Mira Guth: In the book you mention your own practice of keeping bees. How has this experience shaped your research, relationship, and understanding of beekeeping in the end times?

Larisa Jašarević: Caring for the honeybees made it real for me; the whole of it, the end times, you know? But just as important has been the fact that I live by the honeybees, on a landslide-crumpled, precious heirloom of a piece of land. And that the apiary where I live and write is in Bosnia, the country where genocidal war shaped the landscape and inadvertently fostered ample new honey flow opportunities.
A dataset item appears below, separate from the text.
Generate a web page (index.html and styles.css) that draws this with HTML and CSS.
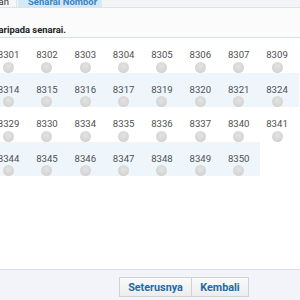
FILE: index.html
```html
<!DOCTYPE html>
<html lang="ms">
<head>
<meta charset="utf-8">
<title>Senarai Nombor</title>
<link rel="stylesheet" href="styles.css">
</head>
<body>
<div class="page">
  <div class="tabs">
    <div class="tab tab-first"><span>Pilihan</span></div>
    <div class="tab tab-active">Senarai Nombor</div>
  </div>
  <div class="intro">
    <div class="intro-box"><p class="intro-text">Sila pilih nombor daripada senarai.</p></div>
  </div>
  <div class="grid">
    <div class="cell"><div class="opt"><span class="num">8301</span><span class="radio"></span></div></div>
    <div class="cell"><div class="opt"><span class="num">8302</span><span class="radio"></span></div></div>
    <div class="cell"><div class="opt"><span class="num">8303</span><span class="radio"></span></div></div>
    <div class="cell"><div class="opt"><span class="num">8304</span><span class="radio"></span></div></div>
    <div class="cell"><div class="opt"><span class="num">8305</span><span class="radio"></span></div></div>
    <div class="cell"><div class="opt"><span class="num">8306</span><span class="radio"></span></div></div>
    <div class="cell"><div class="opt"><span class="num">8307</span><span class="radio"></span></div></div>
    <div class="cell"><div class="opt"><span class="num">8309</span><span class="radio"></span></div></div>

    <div class="cell alt"><div class="opt"><span class="num">8314</span><span class="radio"></span></div></div>
    <div class="cell alt"><div class="opt"><span class="num">8315</span><span class="radio"></span></div></div>
    <div class="cell alt"><div class="opt"><span class="num">8316</span><span class="radio"></span></div></div>
    <div class="cell alt"><div class="opt"><span class="num">8317</span><span class="radio"></span></div></div>
    <div class="cell alt"><div class="opt"><span class="num">8319</span><span class="radio"></span></div></div>
    <div class="cell alt"><div class="opt"><span class="num">8320</span><span class="radio"></span></div></div>
    <div class="cell alt"><div class="opt"><span class="num">8321</span><span class="radio"></span></div></div>
    <div class="cell alt"><div class="opt"><span class="num">8324</span><span class="radio"></span></div></div>

    <div class="cell"><div class="opt"><span class="num">8329</span><span class="radio"></span></div></div>
    <div class="cell"><div class="opt"><span class="num">8330</span><span class="radio"></span></div></div>
    <div class="cell"><div class="opt"><span class="num">8334</span><span class="radio"></span></div></div>
    <div class="cell"><div class="opt"><span class="num">8335</span><span class="radio"></span></div></div>
    <div class="cell"><div class="opt"><span class="num">8336</span><span class="radio"></span></div></div>
    <div class="cell"><div class="opt"><span class="num">8337</span><span class="radio"></span></div></div>
    <div class="cell"><div class="opt"><span class="num">8340</span><span class="radio"></span></div></div>
    <div class="cell"><div class="opt"><span class="num">8341</span><span class="radio"></span></div></div>

    <div class="cell alt"><div class="opt"><span class="num">8344</span><span class="radio"></span></div></div>
    <div class="cell alt"><div class="opt"><span class="num">8345</span><span class="radio"></span></div></div>
    <div class="cell alt"><div class="opt"><span class="num">8346</span><span class="radio"></span></div></div>
    <div class="cell alt"><div class="opt"><span class="num">8347</span><span class="radio"></span></div></div>
    <div class="cell alt"><div class="opt"><span class="num">8348</span><span class="radio"></span></div></div>
    <div class="cell alt"><div class="opt"><span class="num">8349</span><span class="radio"></span></div></div>
    <div class="cell alt"><div class="opt"><span class="num">8350</span><span class="radio"></span></div></div>
  </div>
  <div class="spacer"></div>
  <div class="footer">
    <div class="btn-group">
      <button class="btn btn-next" type="button">Seterusnya</button>
      <button class="btn btn-back" type="button">Kembali</button>
    </div>
  </div>
</div>
</body>
</html>
```

FILE: styles.css
```css
* { box-sizing: border-box; }
html, body {
  margin: 0;
  padding: 0;
  background: #ffffff;
  overflow: hidden;
}
body {
  font-family: Roboto, "Noto Sans", Arial, sans-serif;
  color: #555555;
}
.page {
  width: 300px;
  height: 300px;
  display: flex;
  flex-direction: column;
  overflow: hidden;
}
.tabs {
  display: flex;
  height: 8px;
  background: #f3f4f5;
  border-bottom: 1px solid #dfe3e6;
  overflow: hidden;
  align-items: flex-end;
}
.tab {
  height: 20px;
  flex: none;
  display: flex;
  align-items: flex-end;
  padding-bottom: 0;
  font-size: 9.5px;
  line-height: 11px;
  white-space: nowrap;
  font-weight: bold;
}
.tab-first {
  width: 17px;
  justify-content: flex-end;
  padding-right: 7px;
  background: #f7f7f7;
  color: #333333;
  border-right: 1px solid #e1e4e6;
  font-weight: normal;
}
.tab-active {
  width: 84px;
  margin-left: 1px;
  padding-left: 10px;
  background: #d3e9f7;
  color: #3b84c4;
}
.intro {
  height: 30px;
  background: #fbfbfc;
  border-bottom: 1.5px solid #d3e1e8;
  display: flex;
  align-items: flex-end;
  flex: none;
}
.intro-box {
  width: 66px;
  display: flex;
  justify-content: flex-end;
}
.intro-text {
  margin: 0 0 2.5px 0;
  white-space: nowrap;
  font-size: 9.4px;
  line-height: 11px;
  font-weight: bold;
  color: #222222;
}
.grid {
  margin-left: -8.2px;
  display: grid;
  grid-template-columns: repeat(8, 38.35px);
  grid-auto-rows: 34.5px;
  flex: none;
}
.cell {
  padding: 5.2px 0 0 6px;
}
.cell.alt {
  background: #eef6fc;
}
.opt {
  display: inline-flex;
  flex-direction: column;
  align-items: center;
  gap: 1.5px;
}
.num {
  font-size: 9.6px;
  line-height: 11px;
  color: #505050;
}
.radio {
  width: 11px;
  height: 11px;
  border-radius: 50%;
  background: radial-gradient(circle at 50% 40%, #e3e3e3 0%, #d6d6d6 60%, #cacaca 100%);
}
.spacer {
  flex: 1;
}
.footer {
  height: 31px;
  flex: none;
  border-top: 1px solid #d6dfe7;
  background: #f3f4f9;
  display: flex;
  justify-content: flex-end;
  padding: 7px 51px 0 0;
}
.btn-group {
  display: flex;
  height: 20px;
}
.btn {
  font-family: Roboto, Arial, sans-serif;
  font-weight: bold;
  font-size: 10.8px;
  color: #1d6aa5;
  background: linear-gradient(#fbfbfb, #ececec);
  border: 1px solid #d2d2d2;
  padding: 0;
  margin: 0;
  height: 20px;
  cursor: pointer;
}
.btn-next {
  width: 73px;
}
.btn-back {
  width: 57px;
  border-left: none;
}
```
I write from the place where, nowadays, extractivist, global ventures are quickly showing just how the corporate rush and grab to transition to green energy is, literally, colonizing air, water, and soil in the boondocks. And there’s been talk of new violence; the country has been on the edge ever since the war ended. At the same time, our mountaintop is a heaven for insects, birds, and plants. I keep seeing species that are new to me. Jasmine bushes are abloom. It’s the time of the year when owls are hooking up. The very air is hoarse with strigiform longing. The smaller birds must be on guard because this sort of courting between raptors is sealed by offerings of flesh. The mixed-up world we live in, here at my doorstep, jamal & jalal, lovers and raptors, all of us, caught in hail storms and jasmine perfume. Right now, it’s the swarming season for the honeybees. We’ve been having a swarm a day. Just yesterday, the strangest thing happened. A great swarm caught high up in a plum tree. Some fifty thousand bees, at least! Then it started separating across two, then three branches—bees literally walked back and forth, undecided. Twice I tried catching them in a swarm bag, standing up in the tree, and twice I failed. “I give up,” I swore loudly. Just as I turn on my heels, a cluster of bees plummeted to the grass, just like that, and instead of dispersing, stayed huddled on the ground, bee bodies pressed to each other, sticking tenaciously, wings folded back. What’s happening? I took a step closer and…. You can imagine the rest, dear Mira, this had been too long. Adhan from the local mosque was announcing the midday prayer. Putting things into perspective, and summoning me to presence.